**WHAT TO PRODUCE**
Give only a count of the lines that include the string "styles".

**RECORDED INFORMATION**
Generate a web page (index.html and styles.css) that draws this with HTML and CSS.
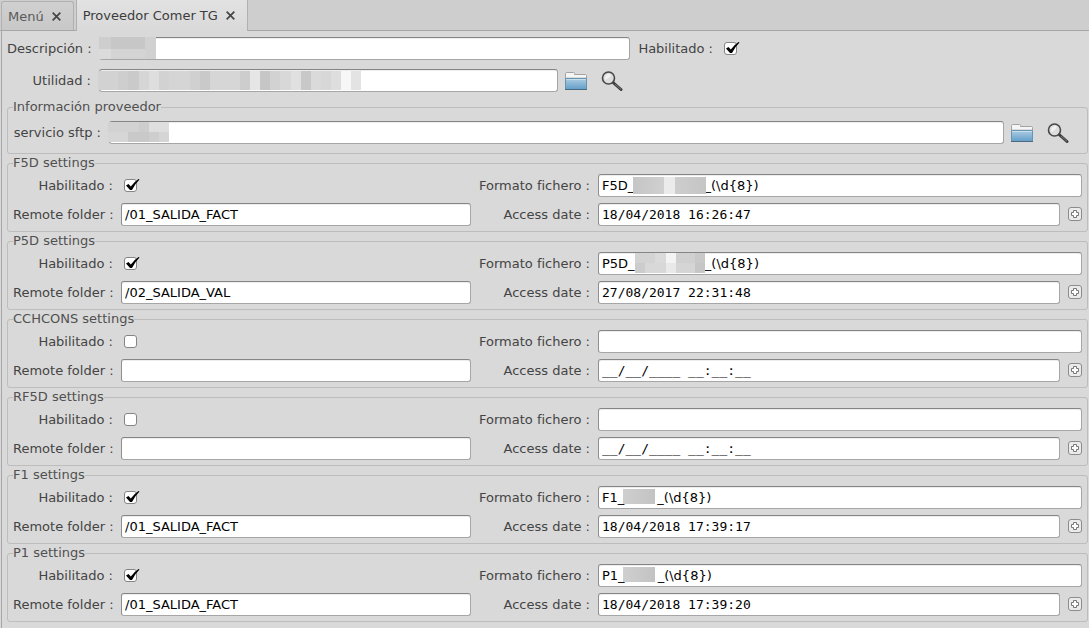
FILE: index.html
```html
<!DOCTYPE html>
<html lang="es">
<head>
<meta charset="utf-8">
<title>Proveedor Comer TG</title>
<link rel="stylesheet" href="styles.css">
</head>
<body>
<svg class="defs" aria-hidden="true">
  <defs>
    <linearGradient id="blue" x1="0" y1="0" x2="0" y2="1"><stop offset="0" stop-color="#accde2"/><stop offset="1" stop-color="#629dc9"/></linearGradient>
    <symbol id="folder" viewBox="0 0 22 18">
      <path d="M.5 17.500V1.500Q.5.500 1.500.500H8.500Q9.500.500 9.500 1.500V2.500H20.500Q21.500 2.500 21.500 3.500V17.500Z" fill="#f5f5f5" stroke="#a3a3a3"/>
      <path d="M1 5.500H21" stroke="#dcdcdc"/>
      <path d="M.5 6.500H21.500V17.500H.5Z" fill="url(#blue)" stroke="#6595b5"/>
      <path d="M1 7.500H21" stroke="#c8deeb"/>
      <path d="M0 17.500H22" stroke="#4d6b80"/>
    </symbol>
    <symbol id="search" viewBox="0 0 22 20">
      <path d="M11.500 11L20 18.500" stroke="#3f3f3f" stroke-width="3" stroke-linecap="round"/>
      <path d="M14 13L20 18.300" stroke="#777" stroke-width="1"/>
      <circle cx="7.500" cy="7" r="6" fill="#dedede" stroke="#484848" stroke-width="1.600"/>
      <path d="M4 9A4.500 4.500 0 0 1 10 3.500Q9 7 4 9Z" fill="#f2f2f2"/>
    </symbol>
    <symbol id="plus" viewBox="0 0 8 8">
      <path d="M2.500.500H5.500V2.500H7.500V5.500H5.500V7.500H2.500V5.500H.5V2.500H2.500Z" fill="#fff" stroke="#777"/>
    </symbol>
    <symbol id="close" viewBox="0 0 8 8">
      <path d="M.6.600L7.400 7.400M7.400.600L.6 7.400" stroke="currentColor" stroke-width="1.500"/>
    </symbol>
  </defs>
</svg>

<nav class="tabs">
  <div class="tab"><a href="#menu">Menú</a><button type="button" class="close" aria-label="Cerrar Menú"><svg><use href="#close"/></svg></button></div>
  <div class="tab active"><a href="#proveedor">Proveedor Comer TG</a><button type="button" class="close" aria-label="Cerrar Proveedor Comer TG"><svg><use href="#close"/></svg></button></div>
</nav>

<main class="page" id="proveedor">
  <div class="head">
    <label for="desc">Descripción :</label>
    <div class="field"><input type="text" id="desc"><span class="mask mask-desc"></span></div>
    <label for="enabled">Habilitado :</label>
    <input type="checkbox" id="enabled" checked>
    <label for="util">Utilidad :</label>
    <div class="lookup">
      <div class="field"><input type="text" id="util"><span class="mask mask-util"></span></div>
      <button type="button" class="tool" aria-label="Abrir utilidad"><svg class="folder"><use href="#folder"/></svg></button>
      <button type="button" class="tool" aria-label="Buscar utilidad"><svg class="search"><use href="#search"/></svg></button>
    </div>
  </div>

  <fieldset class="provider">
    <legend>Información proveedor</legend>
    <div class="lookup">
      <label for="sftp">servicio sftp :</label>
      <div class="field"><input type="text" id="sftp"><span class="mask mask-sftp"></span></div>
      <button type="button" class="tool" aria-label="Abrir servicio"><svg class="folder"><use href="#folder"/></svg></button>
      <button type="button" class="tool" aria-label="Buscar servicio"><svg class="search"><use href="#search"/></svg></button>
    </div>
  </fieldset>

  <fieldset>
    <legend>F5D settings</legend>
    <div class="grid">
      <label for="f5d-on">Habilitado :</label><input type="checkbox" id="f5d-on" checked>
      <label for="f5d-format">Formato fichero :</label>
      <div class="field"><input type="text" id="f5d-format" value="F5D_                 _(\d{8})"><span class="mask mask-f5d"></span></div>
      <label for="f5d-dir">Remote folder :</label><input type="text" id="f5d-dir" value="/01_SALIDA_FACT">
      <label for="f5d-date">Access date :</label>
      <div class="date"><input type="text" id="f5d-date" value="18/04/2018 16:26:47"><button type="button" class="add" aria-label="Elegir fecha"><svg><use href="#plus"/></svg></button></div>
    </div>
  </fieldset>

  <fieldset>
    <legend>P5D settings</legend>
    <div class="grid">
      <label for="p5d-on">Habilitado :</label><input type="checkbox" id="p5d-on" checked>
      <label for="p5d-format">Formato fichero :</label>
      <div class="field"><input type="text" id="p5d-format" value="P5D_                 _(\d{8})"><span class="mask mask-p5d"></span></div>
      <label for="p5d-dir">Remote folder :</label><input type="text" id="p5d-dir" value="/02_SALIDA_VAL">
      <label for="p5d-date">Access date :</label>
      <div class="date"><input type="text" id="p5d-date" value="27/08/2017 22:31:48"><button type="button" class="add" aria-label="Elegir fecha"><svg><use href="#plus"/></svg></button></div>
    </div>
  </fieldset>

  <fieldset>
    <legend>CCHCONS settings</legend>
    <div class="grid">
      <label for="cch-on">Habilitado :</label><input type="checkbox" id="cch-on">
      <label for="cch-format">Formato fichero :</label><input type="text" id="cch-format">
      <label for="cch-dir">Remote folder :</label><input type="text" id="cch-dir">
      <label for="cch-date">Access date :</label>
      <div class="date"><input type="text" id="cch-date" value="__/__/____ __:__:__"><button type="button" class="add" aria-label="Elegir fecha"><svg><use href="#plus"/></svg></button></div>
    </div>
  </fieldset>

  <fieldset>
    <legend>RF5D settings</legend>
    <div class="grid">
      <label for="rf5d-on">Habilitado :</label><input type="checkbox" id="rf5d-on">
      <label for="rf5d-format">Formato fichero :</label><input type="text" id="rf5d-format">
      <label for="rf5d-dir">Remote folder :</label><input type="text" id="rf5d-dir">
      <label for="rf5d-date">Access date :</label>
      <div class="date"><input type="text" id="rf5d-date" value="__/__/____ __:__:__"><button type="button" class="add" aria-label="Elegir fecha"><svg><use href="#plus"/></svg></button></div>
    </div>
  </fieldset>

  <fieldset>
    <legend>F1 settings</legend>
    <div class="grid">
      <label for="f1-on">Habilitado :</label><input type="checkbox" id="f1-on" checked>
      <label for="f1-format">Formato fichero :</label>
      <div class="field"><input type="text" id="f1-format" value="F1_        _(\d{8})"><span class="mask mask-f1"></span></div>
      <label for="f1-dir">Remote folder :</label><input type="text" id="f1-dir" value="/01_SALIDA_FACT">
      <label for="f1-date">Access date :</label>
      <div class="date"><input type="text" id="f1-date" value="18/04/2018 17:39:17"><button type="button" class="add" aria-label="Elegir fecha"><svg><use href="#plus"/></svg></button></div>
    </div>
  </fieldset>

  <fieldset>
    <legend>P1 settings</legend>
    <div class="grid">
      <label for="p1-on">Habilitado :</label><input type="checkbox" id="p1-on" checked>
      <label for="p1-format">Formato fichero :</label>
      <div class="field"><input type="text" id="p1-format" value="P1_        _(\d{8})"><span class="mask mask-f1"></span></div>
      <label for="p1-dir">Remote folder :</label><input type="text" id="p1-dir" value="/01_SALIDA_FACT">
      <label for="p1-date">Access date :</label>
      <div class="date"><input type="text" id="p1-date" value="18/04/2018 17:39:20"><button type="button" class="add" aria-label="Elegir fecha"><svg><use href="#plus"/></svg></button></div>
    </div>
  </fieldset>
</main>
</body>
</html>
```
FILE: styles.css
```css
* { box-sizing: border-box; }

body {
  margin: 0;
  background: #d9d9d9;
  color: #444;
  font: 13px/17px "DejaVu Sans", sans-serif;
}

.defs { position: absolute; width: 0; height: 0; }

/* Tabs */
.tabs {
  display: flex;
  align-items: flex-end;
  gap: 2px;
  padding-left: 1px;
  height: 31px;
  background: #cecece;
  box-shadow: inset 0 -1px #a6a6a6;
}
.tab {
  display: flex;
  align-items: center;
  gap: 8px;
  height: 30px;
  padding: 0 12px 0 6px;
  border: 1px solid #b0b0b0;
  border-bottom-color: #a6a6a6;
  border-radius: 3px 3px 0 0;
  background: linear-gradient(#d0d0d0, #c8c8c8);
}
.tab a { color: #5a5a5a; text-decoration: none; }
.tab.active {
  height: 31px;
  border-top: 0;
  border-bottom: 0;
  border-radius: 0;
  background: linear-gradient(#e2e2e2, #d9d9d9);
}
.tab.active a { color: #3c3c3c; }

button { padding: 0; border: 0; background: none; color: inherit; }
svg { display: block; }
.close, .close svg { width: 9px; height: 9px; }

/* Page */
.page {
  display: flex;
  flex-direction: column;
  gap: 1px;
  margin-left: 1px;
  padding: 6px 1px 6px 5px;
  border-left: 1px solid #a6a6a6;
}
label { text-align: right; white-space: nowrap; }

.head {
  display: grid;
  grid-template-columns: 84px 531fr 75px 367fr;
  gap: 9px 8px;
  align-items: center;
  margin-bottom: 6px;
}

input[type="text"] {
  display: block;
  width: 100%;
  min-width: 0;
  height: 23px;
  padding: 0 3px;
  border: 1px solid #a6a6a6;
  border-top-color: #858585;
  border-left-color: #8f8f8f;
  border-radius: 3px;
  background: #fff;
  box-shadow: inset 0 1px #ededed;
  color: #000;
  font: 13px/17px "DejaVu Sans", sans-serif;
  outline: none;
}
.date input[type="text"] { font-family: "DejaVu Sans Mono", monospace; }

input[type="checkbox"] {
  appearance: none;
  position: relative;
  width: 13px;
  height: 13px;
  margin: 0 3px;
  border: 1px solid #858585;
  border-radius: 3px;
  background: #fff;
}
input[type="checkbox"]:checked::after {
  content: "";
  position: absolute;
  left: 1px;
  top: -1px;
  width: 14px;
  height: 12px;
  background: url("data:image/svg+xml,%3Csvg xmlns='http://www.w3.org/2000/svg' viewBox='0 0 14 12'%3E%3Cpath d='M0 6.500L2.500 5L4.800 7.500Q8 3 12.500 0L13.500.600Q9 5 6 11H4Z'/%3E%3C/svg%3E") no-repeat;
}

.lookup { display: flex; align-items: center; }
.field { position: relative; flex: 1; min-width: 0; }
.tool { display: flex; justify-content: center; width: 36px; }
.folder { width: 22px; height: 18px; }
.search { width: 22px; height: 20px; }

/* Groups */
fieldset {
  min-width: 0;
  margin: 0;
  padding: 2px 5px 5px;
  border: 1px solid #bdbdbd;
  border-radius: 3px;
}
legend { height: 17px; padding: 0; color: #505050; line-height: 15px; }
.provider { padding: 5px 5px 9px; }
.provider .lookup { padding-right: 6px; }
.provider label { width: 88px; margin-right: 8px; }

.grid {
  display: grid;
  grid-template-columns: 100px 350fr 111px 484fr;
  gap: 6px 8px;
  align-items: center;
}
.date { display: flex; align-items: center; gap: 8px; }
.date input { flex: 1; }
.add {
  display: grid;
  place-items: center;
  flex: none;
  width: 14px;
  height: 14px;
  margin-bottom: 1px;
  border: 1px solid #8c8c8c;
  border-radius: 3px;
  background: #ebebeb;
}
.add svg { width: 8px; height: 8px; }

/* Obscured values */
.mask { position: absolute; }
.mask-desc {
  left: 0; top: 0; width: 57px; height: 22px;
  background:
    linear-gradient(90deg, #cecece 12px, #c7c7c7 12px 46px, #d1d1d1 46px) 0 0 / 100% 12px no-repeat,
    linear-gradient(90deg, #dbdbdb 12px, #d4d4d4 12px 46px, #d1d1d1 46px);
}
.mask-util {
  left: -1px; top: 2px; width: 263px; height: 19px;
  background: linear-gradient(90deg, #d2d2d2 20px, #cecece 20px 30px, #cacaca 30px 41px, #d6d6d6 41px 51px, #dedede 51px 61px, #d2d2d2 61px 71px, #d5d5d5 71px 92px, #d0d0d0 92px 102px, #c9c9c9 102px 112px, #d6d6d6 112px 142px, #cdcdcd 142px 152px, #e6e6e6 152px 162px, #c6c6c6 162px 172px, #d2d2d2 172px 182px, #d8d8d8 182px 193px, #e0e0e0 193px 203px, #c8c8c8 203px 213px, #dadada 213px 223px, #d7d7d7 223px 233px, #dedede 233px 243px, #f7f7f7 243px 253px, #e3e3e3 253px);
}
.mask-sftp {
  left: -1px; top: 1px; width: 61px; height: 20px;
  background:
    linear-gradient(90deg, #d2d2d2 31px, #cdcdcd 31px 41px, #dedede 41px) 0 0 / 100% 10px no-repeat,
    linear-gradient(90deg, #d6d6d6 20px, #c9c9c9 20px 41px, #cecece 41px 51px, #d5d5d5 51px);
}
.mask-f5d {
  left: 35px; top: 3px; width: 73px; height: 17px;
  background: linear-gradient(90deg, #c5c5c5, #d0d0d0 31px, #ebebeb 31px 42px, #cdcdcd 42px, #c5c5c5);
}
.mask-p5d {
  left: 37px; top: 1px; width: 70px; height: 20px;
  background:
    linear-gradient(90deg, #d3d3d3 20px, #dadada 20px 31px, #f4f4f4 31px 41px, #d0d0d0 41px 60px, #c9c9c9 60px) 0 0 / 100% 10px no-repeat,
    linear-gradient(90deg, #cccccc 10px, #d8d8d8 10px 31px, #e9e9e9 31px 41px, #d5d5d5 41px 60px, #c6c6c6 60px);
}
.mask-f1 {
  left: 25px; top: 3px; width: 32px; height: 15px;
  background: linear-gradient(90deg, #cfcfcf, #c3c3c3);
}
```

**RESPONSE**
3